You can also increase pedestrian safety by allowing pedestrians and drivers fewer opportunities to interact on the road. Program all traffic and pedestrian crossing signals to allow a short interval for pedestrians to start crossing first before a green light is activated for drivers. Install No Turn on Red signs in high-traffic areas and near school zones to decrease the chance of drivers turning into crosswalks when still occupied by pedestrians.

Install More Reflective Signs

Traffic signs of the past are made with out-of-date sheeting not designed with pedestrian safety in mind. These dated signs can be hard to read even in daylight, especially when the sun reflects upon its surface at an intense angle. And if a driver can’t see the sign, they won’t obey its warning—putting people at risk in pedestrian-designated areas.

Fortunately, signage today features high intensity prismatic reflective sheeting that’s durable and compatible with pressure-sensitive adhesive. This material reflects more available light to intensify its visibility for both drivers and pedestrians at night while still being easy on the eyes during the day. These signs can be seen hundreds of feet away, be it daytime, nighttime, twilight or inclement weather. This type of reflective signage upholds recommended safety requirements for all types of signs and are highly encouraged in areas where foot traffic is common.

Encourage Drivers to Slow Down

Accidents involving pedestrians often occur in areas where crosswalks are not present. This means that drivers need to be more vigilant in surveying road conditions, even when foot traffic shouldn’t be present. However, many drivers tend to cruise at higher speeds than posted, leading to slower reaction times when encountering unexpected pedestrians in the road.

Mounting radar speed signs where drivers are approaching vulnerable areas of your community, such as school zones and work zones, motivates drivers to reduce speed and be more cautious. These high intensity LED speed signs can be seen more than 1,200 feet away at all times of the day, providing an ample amount of time for drivers to slow down. These signs can also be programmed to flash violator alerts, such as Slow Down, for further enforcement.

Swap Static Signs for Flashing LED Signs

No matter how reflective the signage, some areas of traffic require more pedestrian safety precautions. These could be areas with low visibility in fog or heavy rain, where the road takes a sharp turn or in heavy foot traffic areas like school zones, parks and arenas. These accident-prone areas put your pedestrians in danger at any time of the day when drivers don’t have full visibility.

The best solution for at-risk traffic areas are upgrading to LED enhanced signs. Because of its highly visible flash, drivers are more aware of these signs, especially at night and during adverse weather conditions. Both solar- and AC-powered versions are available so that these signs continue working during power outages and around the clock. These signs can also be programmed to operate at pedestrian activation, scheduled days/times or 24/7, depending on your community needs.

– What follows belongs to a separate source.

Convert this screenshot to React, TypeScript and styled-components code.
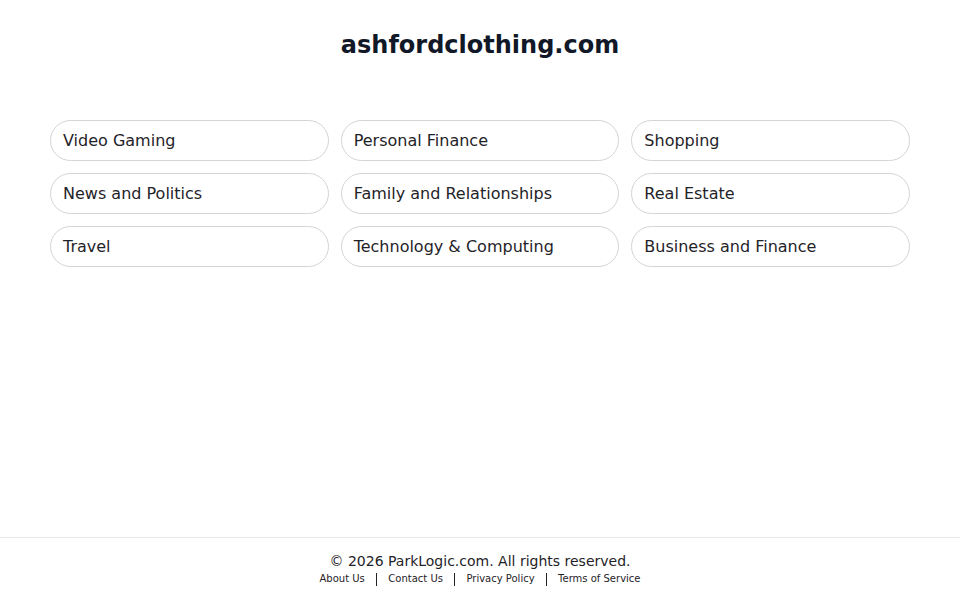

Add Flash to Your Crosswalks

Crosswalks are intended to pedestrian safety spots of the road both day and night. Yet, even with the best of intentions, drivers may not see these designated foot traffic areas, putting the people in your community at risk.

Transform these pedestrian areas with FHWA-approved solar crosswalk flashing beacon technology. The high-intensity lights are pedestrian-activated, increasing the driver yield rate when and where it matters most. The self-contained system houses the battery, energy management system and solar panel as one unit, making installation hassle-free on existing signposts.

Restructure Your Roads

More extreme renovations to road design may be needed in your community to ensure pedestrian safety. Are there roads with high foot traffic that could benefit from raised crosswalks or refuge islands?

Could curb extensions and lane reductions increase the chance of safer pedestrian crossings? Consult with safety experts to decide which solution would be best to implement within your community.

Competing priorities, reduced budgets, politics—all of this can get in the way of improving your community’s pedestrian safety. These delays can lead to your roadways—and the people who cross them—more susceptible to becoming a negative statistic. Pairing pedestrian safety education with installed traffic safety measures is the best approach to preventing accidents at night within your community.